● **PROBLEM**: Transcribe the full listing exactly, and drop every picture.

* begin DATASET EXTRACT *

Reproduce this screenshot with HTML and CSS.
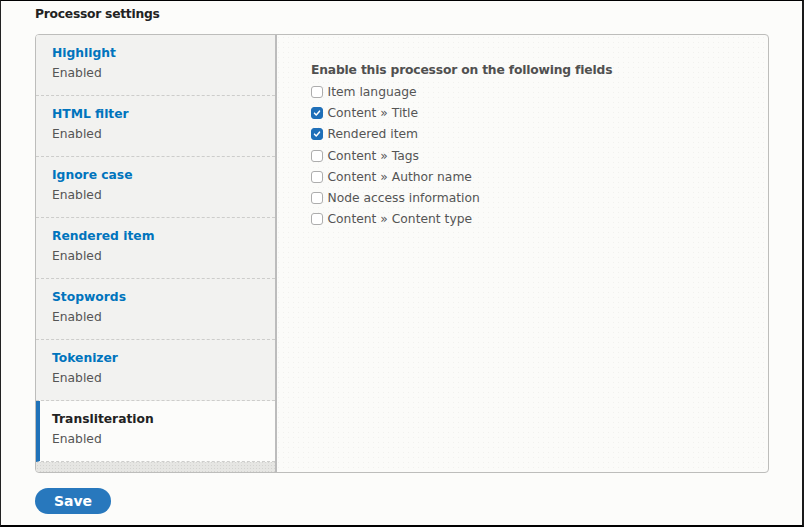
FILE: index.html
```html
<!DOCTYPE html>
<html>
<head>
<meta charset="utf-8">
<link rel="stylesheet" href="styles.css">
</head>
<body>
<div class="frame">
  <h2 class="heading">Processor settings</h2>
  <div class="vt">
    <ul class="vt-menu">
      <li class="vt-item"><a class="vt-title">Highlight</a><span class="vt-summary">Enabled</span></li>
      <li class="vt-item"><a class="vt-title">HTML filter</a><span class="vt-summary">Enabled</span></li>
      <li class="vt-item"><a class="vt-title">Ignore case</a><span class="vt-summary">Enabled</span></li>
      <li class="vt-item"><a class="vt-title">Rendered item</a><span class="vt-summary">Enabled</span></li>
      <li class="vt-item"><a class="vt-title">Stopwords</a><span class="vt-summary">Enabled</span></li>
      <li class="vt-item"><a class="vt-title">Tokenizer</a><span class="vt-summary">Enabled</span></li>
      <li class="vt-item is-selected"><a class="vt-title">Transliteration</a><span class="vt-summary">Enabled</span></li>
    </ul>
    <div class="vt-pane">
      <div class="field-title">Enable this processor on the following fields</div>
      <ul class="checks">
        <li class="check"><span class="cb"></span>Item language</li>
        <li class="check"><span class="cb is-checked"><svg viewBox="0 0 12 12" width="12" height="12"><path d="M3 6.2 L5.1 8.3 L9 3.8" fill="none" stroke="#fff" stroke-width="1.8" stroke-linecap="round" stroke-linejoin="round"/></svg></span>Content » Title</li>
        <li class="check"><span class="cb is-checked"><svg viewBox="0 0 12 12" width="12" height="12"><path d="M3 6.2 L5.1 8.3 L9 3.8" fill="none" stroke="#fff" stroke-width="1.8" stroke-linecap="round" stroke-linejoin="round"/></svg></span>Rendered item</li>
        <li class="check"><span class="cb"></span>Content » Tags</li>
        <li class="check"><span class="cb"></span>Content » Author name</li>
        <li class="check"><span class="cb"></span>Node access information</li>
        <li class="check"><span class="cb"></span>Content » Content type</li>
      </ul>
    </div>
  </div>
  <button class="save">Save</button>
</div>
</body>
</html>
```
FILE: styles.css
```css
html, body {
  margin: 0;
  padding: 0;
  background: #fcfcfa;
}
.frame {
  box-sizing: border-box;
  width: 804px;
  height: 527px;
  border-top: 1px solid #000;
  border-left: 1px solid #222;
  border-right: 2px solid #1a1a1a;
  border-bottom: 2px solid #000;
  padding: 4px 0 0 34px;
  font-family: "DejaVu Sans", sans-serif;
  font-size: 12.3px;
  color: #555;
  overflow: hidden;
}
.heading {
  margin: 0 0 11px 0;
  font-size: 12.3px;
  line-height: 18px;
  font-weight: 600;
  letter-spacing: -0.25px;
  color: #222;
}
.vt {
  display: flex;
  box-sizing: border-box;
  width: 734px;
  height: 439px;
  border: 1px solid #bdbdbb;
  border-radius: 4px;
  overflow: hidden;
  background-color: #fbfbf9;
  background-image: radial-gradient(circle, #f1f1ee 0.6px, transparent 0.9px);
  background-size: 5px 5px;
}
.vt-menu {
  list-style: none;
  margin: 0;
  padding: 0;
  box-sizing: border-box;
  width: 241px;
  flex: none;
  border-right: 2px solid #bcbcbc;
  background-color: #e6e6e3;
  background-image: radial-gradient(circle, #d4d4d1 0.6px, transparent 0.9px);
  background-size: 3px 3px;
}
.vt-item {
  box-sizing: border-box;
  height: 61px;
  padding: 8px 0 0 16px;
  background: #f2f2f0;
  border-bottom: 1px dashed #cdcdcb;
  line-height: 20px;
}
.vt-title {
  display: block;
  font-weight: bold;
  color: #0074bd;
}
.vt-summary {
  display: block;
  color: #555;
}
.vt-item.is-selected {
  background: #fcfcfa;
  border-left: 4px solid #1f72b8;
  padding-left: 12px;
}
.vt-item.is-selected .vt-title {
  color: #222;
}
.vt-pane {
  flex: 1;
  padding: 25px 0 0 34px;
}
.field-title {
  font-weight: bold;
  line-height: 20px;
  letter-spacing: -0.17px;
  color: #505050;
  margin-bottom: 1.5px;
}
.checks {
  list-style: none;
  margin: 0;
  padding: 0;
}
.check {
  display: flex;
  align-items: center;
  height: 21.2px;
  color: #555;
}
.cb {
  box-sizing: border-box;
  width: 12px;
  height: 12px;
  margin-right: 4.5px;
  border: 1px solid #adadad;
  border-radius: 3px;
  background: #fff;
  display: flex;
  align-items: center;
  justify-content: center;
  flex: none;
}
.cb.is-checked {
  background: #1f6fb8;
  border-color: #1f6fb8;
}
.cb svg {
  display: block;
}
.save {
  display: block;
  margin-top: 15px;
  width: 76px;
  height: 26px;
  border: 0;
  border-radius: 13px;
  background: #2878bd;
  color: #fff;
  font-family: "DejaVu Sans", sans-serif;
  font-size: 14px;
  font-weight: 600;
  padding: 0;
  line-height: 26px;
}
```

* end DATASET EXTRACT *

● **THE REPLY**:
Reproduce this screenshot with HTML and CSS.
FILE: index.html
```html
<!DOCTYPE html>
<html>
<head>
<meta charset="utf-8">
<link rel="stylesheet" href="styles.css">
</head>
<body>
<div class="frame">
  <h2 class="heading">Processor settings</h2>
  <div class="vt">
    <ul class="vt-menu">
      <li class="vt-item"><a class="vt-title">Highlight</a><span class="vt-summary">Enabled</span></li>
      <li class="vt-item"><a class="vt-title">HTML filter</a><span class="vt-summary">Enabled</span></li>
      <li class="vt-item"><a class="vt-title">Ignore case</a><span class="vt-summary">Enabled</span></li>
      <li class="vt-item"><a class="vt-title">Rendered item</a><span class="vt-summary">Enabled</span></li>
      <li class="vt-item"><a class="vt-title">Stopwords</a><span class="vt-summary">Enabled</span></li>
      <li class="vt-item"><a class="vt-title">Tokenizer</a><span class="vt-summary">Enabled</span></li>
      <li class="vt-item is-selected"><a class="vt-title">Transliteration</a><span class="vt-summary">Enabled</span></li>
    </ul>
    <div class="vt-pane">
      <div class="field-title">Enable this processor on the following fields</div>
      <ul class="checks">
        <li class="check"><span class="cb"></span>Item language</li>
        <li class="check"><span class="cb is-checked"><svg viewBox="0 0 12 12" width="12" height="12"><path d="M3 6.2 L5.1 8.3 L9 3.8" fill="none" stroke="#fff" stroke-width="1.8" stroke-linecap="round" stroke-linejoin="round"/></svg></span>Content » Title</li>
        <li class="check"><span class="cb is-checked"><svg viewBox="0 0 12 12" width="12" height="12"><path d="M3 6.2 L5.1 8.3 L9 3.8" fill="none" stroke="#fff" stroke-width="1.8" stroke-linecap="round" stroke-linejoin="round"/></svg></span>Rendered item</li>
        <li class="check"><span class="cb"></span>Content » Tags</li>
        <li class="check"><span class="cb"></span>Content » Author name</li>
        <li class="check"><span class="cb"></span>Node access information</li>
        <li class="check"><span class="cb"></span>Content » Content type</li>
      </ul>
    </div>
  </div>
  <button class="save">Save</button>
</div>
</body>
</html>
```
FILE: styles.css
```css
html, body {
  margin: 0;
  padding: 0;
  background: #fcfcfa;
}
.frame {
  box-sizing: border-box;
  width: 804px;
  height: 527px;
  border-top: 1px solid #000;
  border-left: 1px solid #222;
  border-right: 2px solid #1a1a1a;
  border-bottom: 2px solid #000;
  padding: 4px 0 0 34px;
  font-family: "DejaVu Sans", sans-serif;
  font-size: 12.3px;
  color: #555;
  overflow: hidden;
}
.heading {
  margin: 0 0 11px 0;
  font-size: 12.3px;
  line-height: 18px;
  font-weight: 600;
  letter-spacing: -0.25px;
  color: #222;
}
.vt {
  display: flex;
  box-sizing: border-box;
  width: 734px;
  height: 439px;
  border: 1px solid #bdbdbb;
  border-radius: 4px;
  overflow: hidden;
  background-color: #fbfbf9;
  background-image: radial-gradient(circle, #f1f1ee 0.6px, transparent 0.9px);
  background-size: 5px 5px;
}
.vt-menu {
  list-style: none;
  margin: 0;
  padding: 0;
  box-sizing: border-box;
  width: 241px;
  flex: none;
  border-right: 2px solid #bcbcbc;
  background-color: #e6e6e3;
  background-image: radial-gradient(circle, #d4d4d1 0.6px, transparent 0.9px);
  background-size: 3px 3px;
}
.vt-item {
  box-sizing: border-box;
  height: 61px;
  padding: 8px 0 0 16px;
  background: #f2f2f0;
  border-bottom: 1px dashed #cdcdcb;
  line-height: 20px;
}
.vt-title {
  display: block;
  font-weight: bold;
  color: #0074bd;
}
.vt-summary {
  display: block;
  color: #555;
}
.vt-item.is-selected {
  background: #fcfcfa;
  border-left: 4px solid #1f72b8;
  padding-left: 12px;
}
.vt-item.is-selected .vt-title {
  color: #222;
}
.vt-pane {
  flex: 1;
  padding: 25px 0 0 34px;
}
.field-title {
  font-weight: bold;
  line-height: 20px;
  letter-spacing: -0.17px;
  color: #505050;
  margin-bottom: 1.5px;
}
.checks {
  list-style: none;
  margin: 0;
  padding: 0;
}
.check {
  display: flex;
  align-items: center;
  height: 21.2px;
  color: #555;
}
.cb {
  box-sizing: border-box;
  width: 12px;
  height: 12px;
  margin-right: 4.5px;
  border: 1px solid #adadad;
  border-radius: 3px;
  background: #fff;
  display: flex;
  align-items: center;
  justify-content: center;
  flex: none;
}
.cb.is-checked {
  background: #1f6fb8;
  border-color: #1f6fb8;
}
.cb svg {
  display: block;
}
.save {
  display: block;
  margin-top: 15px;
  width: 76px;
  height: 26px;
  border: 0;
  border-radius: 13px;
  background: #2878bd;
  color: #fff;
  font-family: "DejaVu Sans", sans-serif;
  font-size: 14px;
  font-weight: 600;
  padding: 0;
  line-height: 26px;
}
```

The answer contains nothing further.